What's the difference between the difficulty levels?

Easy AI moves randomly into any empty square. Medium AI blocks your immediate winning threats and takes any winning move it sees, but only looks one move ahead. Hard AI uses minimax to look at every possible game continuation, you cannot win against it, only draw.

Is Tic Tac Toe good for children?

Excellent. There is no violence, the rules are simple enough for a four-year-old, and the game introduces basic strategic thinking: pattern recognition, forward planning, and the concept of forced moves. It is also one of the easiest games to use as a teaching tool for "if I do this, what will my opponent do?" reasoning.

How many possible Tic Tac Toe games are there?

There are 255,168 possible games when you account for all legal sequences of moves. After removing reflections and rotations of the board, only 138 are essentially different. Of those, 91 end in an X win, 44 in an O win, and 3 in a draw, under non-optimal play.

Who goes first, X or O?

The traditional rule is X first. In our solo mode, you play X and the AI plays O so you always have the first-move advantage. In two-player mode either player can start; we recommend alternating between rounds.

What's the oldest known version of this game?

Three-in-a-row games appear on Egyptian temple roofing tiles dated around the first century BCE. The Roman Terni Lapilli is the same game with three pieces per player rather than nine total marks. The modern X-and-O notation stabilised in 19th-century England under the name "Noughts and Crosses."

Why does every game against the Hard AI end in a draw?
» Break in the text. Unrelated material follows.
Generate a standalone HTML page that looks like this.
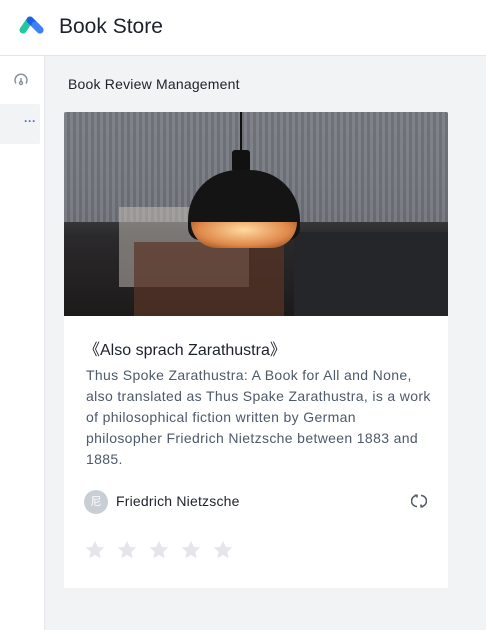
<!DOCTYPE html>
<html><head><style>
*{margin:0;padding:0;box-sizing:border-box}
body{width:486px;height:630px;overflow:hidden;font-family:"Liberation Sans","Noto Sans CJK SC",sans-serif;background:#f2f3f5;position:relative}
.hdr{position:absolute;left:0;top:0;width:486px;height:56px;background:#fff;border-bottom:1px solid #e5e6eb}
.hdr .t{position:absolute;left:59px;top:15px;font-size:21px;color:#1d2129}
.side{position:absolute;left:0;top:56px;width:45px;height:574px;background:#fff;border-right:1px solid #e5e6eb}
.sel{position:absolute;left:0;top:48px;width:40px;height:40px;background:#f2f3f5;border-radius:0 2px 2px 0}
.sel span{position:absolute;left:24px;top:10px;color:#4e6bdf;font-size:12px;font-weight:bold}
.bc{position:absolute;left:68px;top:76px;font-size:14px;color:#1d2129;letter-spacing:.2px}
.card{position:absolute;left:64px;top:112px;width:384px;height:476px;background:#fff;border-radius:2px;overflow:hidden}
.img{position:absolute;left:0;top:0;width:384px;height:204px;background:linear-gradient(180deg,#7c7f86 0%,#5b5e65 35%,#2b2a2c 60%,#1d1a1a 100%);overflow:hidden}
.title{position:absolute;left:20px;top:224px;font-size:16px;color:#1d2129}
.desc{position:absolute;left:22px;top:253px;width:350px;font-size:14px;line-height:21px;color:#4e5969;letter-spacing:.35px}
.av{position:absolute;left:20px;top:378px;width:24px;height:24px;border-radius:50%;background:#c9cdd4;color:#fff;font-size:11px;text-align:center;line-height:24px}
.au{position:absolute;left:52px;top:381px;font-size:14px;color:#1d2129;letter-spacing:.2px}
.stars{position:absolute;left:20px;top:427px;display:flex;gap:10px}
</style></head><body>
<div class="hdr">
<svg style="position:absolute;left:19px;top:15px" width="27" height="20" viewBox="0 0 27 20"><path d="M4 15 L11 5" stroke="#22c7a0" stroke-width="7" stroke-linecap="round"/><path d="M11 5 L21 15" stroke="#1f5fe8" stroke-width="7" stroke-linecap="round"/><path d="M16 10 L21 15" stroke="#3b82f6" stroke-width="7" stroke-linecap="round"/></svg>
<div class="t">Book Store</div></div>
<div class="side">
<svg style="position:absolute;left:13px;top:15px" width="16" height="16" viewBox="0 0 16 16" fill="none" stroke="#86909c" stroke-width="1.4"><path d="M3 12.5A6 6 0 1 1 13 12.5"/><circle cx="8" cy="12" r="1.5"/><path d="M8 10.5V7"/><path d="M4.5 7.5h.1M6 4.5h.1M10 4.5h.1M11.5 7.5h.1"/></svg>
<div class="sel"><span>···</span></div></div>
<div class="bc">Book Review Management</div>
<div class="card">
<div class="img">
<div style="position:absolute;left:0;top:0;width:384px;height:110px;background:repeating-linear-gradient(90deg,#80838a 0 3px,#6d7077 3px 6px);opacity:.9"></div>
<div style="position:absolute;left:55px;top:95px;width:130px;height:80px;background:#c9c2bc;opacity:.5"></div>
<div style="position:absolute;left:70px;top:130px;width:150px;height:74px;background:#5a3426;opacity:.7"></div>
<div style="position:absolute;left:230px;top:120px;width:154px;height:84px;background:#24262a"></div>
<div style="position:absolute;left:176px;top:0;width:2px;height:40px;background:#111"></div>
<div style="position:absolute;left:168px;top:38px;width:18px;height:22px;background:#111;border-radius:3px"></div>
<div style="position:absolute;left:124px;top:58px;width:112px;height:70px;background:#141414;border-radius:50px 50px 12px 12px"></div>
<div style="position:absolute;left:127px;top:110px;width:106px;height:26px;background:radial-gradient(ellipse at 50% 30%,#ffd9a0,#e0894a 60%,#7a3d1c);border-radius:0 0 50px 50px"></div>
</div>
<div class="title">《Also sprach Zarathustra》</div>
<div class="desc">Thus Spoke Zarathustra: A Book for All and None, also translated as Thus Spake Zarathustra, is a work of philosophical fiction written by German philosopher Friedrich Nietzsche between 1883 and 1885.</div>
<div class="av">尼</div>
<div class="au">Friedrich Nietzsche</div>
<svg style="position:absolute;left:347px;top:381px" width="16" height="16" viewBox="0 0 16 16" fill="none" stroke="#4e5969" stroke-width="1.5"><path d="M6 2.5A5.5 5.5 0 0 0 6 13.5"/><path d="M10 2.5A5.5 5.5 0 0 1 10 13.5"/><path d="M10 11.5v2.3h2.3M6 4.5V2.2H3.7"/></svg>
<div class="stars">
<svg width="22" height="22" viewBox="0 0 24 24"><path fill="#e5e6eb" d="M12 2l3 6.5 7 .8-5.2 4.8 1.4 7L12 17.5 5.8 21l1.4-7L2 9.3l7-.8z"/></svg>
<svg width="22" height="22" viewBox="0 0 24 24"><path fill="#e5e6eb" d="M12 2l3 6.5 7 .8-5.2 4.8 1.4 7L12 17.5 5.8 21l1.4-7L2 9.3l7-.8z"/></svg>
<svg width="22" height="22" viewBox="0 0 24 24"><path fill="#e5e6eb" d="M12 2l3 6.5 7 .8-5.2 4.8 1.4 7L12 17.5 5.8 21l1.4-7L2 9.3l7-.8z"/></svg>
<svg width="22" height="22" viewBox="0 0 24 24"><path fill="#e5e6eb" d="M12 2l3 6.5 7 .8-5.2 4.8 1.4 7L12 17.5 5.8 21l1.4-7L2 9.3l7-.8z"/></svg>
<svg width="22" height="22" viewBox="0 0 24 24"><path fill="#e5e6eb" d="M12 2l3 6.5 7 .8-5.2 4.8 1.4 7L12 17.5 5.8 21l1.4-7L2 9.3l7-.8z"/></svg>
</div>
</div>
</body></html>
Because Tic Tac Toe is a "solved" game. Computer scientists proved decades ago that perfect play from both sides always leads to a draw. The Hard AI plays perfectly, so the best outcome you can achieve is a draw, which itself takes some skill to force.

Is there a way to actually win against perfect play?

No. The proof is exhaustive and well-known: every opening you make has at least one reply that prevents a forced win, and the same is true at every subsequent move. Your goal against a strong opponent should be to never lose. A drawn game against the Hard AI is a perfectly played game on your side.